» **Directions**
Your answer must consist solely of the number of lines that contain the word "page".

[Front-end source files]
.....
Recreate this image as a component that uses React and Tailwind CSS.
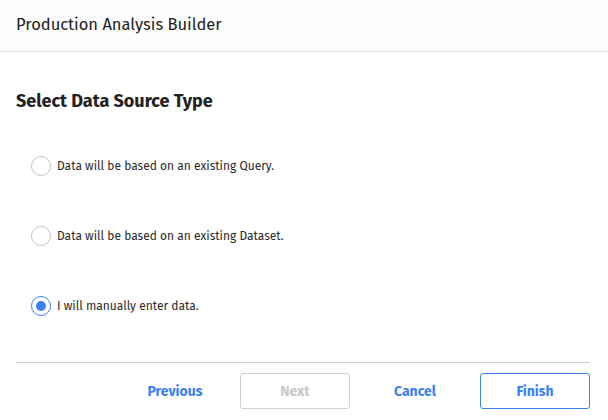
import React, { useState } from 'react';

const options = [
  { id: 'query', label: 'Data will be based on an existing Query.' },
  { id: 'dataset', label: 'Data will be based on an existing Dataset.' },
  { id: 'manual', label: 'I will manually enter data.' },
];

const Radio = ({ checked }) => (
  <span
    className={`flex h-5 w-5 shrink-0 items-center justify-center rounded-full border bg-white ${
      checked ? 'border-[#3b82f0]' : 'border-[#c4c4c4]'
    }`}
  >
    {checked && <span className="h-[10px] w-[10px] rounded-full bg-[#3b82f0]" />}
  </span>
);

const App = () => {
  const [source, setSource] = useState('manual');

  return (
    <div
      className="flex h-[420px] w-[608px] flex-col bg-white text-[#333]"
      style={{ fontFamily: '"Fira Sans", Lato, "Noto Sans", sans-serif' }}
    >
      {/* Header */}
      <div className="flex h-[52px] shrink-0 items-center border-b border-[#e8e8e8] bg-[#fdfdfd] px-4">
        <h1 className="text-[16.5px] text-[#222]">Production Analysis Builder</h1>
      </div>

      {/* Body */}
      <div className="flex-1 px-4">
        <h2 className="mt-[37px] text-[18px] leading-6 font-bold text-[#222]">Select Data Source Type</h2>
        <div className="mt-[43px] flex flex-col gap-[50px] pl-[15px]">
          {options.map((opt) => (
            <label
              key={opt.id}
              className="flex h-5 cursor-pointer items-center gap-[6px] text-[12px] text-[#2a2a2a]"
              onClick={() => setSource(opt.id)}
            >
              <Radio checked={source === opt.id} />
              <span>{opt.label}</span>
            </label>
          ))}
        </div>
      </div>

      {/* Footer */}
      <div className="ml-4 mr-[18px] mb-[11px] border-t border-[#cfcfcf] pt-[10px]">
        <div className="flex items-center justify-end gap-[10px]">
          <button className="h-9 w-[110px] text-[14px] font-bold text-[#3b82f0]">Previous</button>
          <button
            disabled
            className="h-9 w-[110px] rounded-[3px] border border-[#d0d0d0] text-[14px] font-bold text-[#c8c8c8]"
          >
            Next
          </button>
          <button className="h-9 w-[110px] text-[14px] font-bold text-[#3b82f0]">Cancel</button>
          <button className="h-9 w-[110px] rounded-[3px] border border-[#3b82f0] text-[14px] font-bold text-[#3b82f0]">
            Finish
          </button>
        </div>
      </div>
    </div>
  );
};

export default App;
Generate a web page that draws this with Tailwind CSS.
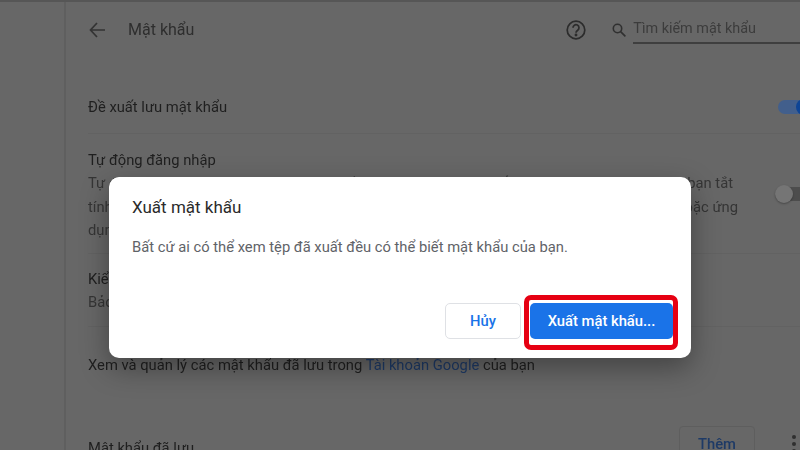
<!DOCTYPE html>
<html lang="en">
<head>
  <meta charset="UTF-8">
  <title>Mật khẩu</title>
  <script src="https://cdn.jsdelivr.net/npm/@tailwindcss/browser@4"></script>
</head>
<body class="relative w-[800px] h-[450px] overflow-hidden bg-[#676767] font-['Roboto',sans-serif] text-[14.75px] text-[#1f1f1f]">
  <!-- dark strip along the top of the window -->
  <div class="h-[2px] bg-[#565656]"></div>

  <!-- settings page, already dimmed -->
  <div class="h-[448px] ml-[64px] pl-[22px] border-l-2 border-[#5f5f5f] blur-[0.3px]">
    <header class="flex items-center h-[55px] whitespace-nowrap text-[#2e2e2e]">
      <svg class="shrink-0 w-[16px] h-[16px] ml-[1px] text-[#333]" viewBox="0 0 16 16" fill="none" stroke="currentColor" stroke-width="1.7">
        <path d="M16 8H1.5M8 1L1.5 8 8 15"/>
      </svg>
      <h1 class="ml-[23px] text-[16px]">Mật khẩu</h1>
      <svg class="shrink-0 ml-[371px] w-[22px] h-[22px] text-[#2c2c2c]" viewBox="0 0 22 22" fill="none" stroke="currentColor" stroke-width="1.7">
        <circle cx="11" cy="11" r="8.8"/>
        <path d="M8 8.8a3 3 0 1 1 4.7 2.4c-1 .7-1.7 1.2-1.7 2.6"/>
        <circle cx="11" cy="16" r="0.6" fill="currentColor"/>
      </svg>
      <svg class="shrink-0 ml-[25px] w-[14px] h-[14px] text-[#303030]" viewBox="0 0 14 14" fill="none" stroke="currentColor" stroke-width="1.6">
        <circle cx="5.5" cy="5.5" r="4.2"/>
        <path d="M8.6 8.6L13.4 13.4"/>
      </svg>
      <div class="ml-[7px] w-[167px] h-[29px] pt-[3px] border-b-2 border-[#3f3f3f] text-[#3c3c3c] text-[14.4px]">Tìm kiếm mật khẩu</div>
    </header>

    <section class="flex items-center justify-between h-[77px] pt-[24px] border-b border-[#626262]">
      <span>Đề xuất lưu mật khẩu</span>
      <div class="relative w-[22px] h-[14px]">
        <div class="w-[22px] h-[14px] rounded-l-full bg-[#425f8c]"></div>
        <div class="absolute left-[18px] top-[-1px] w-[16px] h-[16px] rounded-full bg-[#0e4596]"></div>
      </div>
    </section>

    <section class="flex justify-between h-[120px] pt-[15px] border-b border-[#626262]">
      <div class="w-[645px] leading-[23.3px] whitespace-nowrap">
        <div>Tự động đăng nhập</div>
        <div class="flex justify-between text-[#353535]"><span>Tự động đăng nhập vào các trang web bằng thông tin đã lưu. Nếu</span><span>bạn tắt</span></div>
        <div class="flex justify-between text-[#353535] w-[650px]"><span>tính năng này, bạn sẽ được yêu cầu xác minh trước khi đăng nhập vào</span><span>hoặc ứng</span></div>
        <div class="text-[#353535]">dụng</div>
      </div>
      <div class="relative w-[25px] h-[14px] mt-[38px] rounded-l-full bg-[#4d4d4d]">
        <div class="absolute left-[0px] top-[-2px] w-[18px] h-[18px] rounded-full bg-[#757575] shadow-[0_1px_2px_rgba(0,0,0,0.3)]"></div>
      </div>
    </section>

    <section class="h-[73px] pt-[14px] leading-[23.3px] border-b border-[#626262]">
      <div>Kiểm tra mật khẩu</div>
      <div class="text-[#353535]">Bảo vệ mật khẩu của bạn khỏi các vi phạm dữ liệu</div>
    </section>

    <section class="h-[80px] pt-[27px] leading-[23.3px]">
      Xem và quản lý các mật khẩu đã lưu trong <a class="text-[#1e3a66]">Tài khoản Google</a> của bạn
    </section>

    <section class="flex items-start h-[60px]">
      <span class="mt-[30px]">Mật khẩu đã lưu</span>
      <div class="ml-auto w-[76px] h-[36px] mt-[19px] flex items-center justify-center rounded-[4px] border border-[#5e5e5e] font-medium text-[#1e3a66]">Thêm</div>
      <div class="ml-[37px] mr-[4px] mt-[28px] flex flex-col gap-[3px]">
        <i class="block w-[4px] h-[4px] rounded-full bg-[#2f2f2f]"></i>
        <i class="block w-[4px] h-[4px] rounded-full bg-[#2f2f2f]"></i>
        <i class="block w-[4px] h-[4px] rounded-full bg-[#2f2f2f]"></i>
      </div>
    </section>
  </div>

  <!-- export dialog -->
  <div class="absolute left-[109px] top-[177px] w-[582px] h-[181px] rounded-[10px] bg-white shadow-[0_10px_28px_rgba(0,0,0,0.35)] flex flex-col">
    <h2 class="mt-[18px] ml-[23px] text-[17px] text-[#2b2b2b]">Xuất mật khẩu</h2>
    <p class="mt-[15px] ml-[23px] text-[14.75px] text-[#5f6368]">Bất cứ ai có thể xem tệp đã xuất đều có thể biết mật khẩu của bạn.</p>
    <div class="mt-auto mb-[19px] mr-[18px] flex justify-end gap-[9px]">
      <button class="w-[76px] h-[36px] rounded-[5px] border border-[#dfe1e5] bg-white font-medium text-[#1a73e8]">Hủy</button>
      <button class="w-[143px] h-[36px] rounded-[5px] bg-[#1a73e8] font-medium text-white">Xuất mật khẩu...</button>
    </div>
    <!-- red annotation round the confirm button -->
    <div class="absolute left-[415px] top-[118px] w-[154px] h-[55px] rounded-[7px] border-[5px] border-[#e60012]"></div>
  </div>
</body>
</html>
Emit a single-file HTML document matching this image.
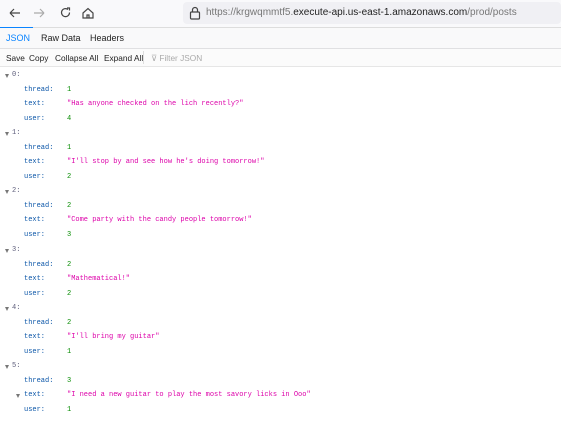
.....
» **Result of the exercise**
2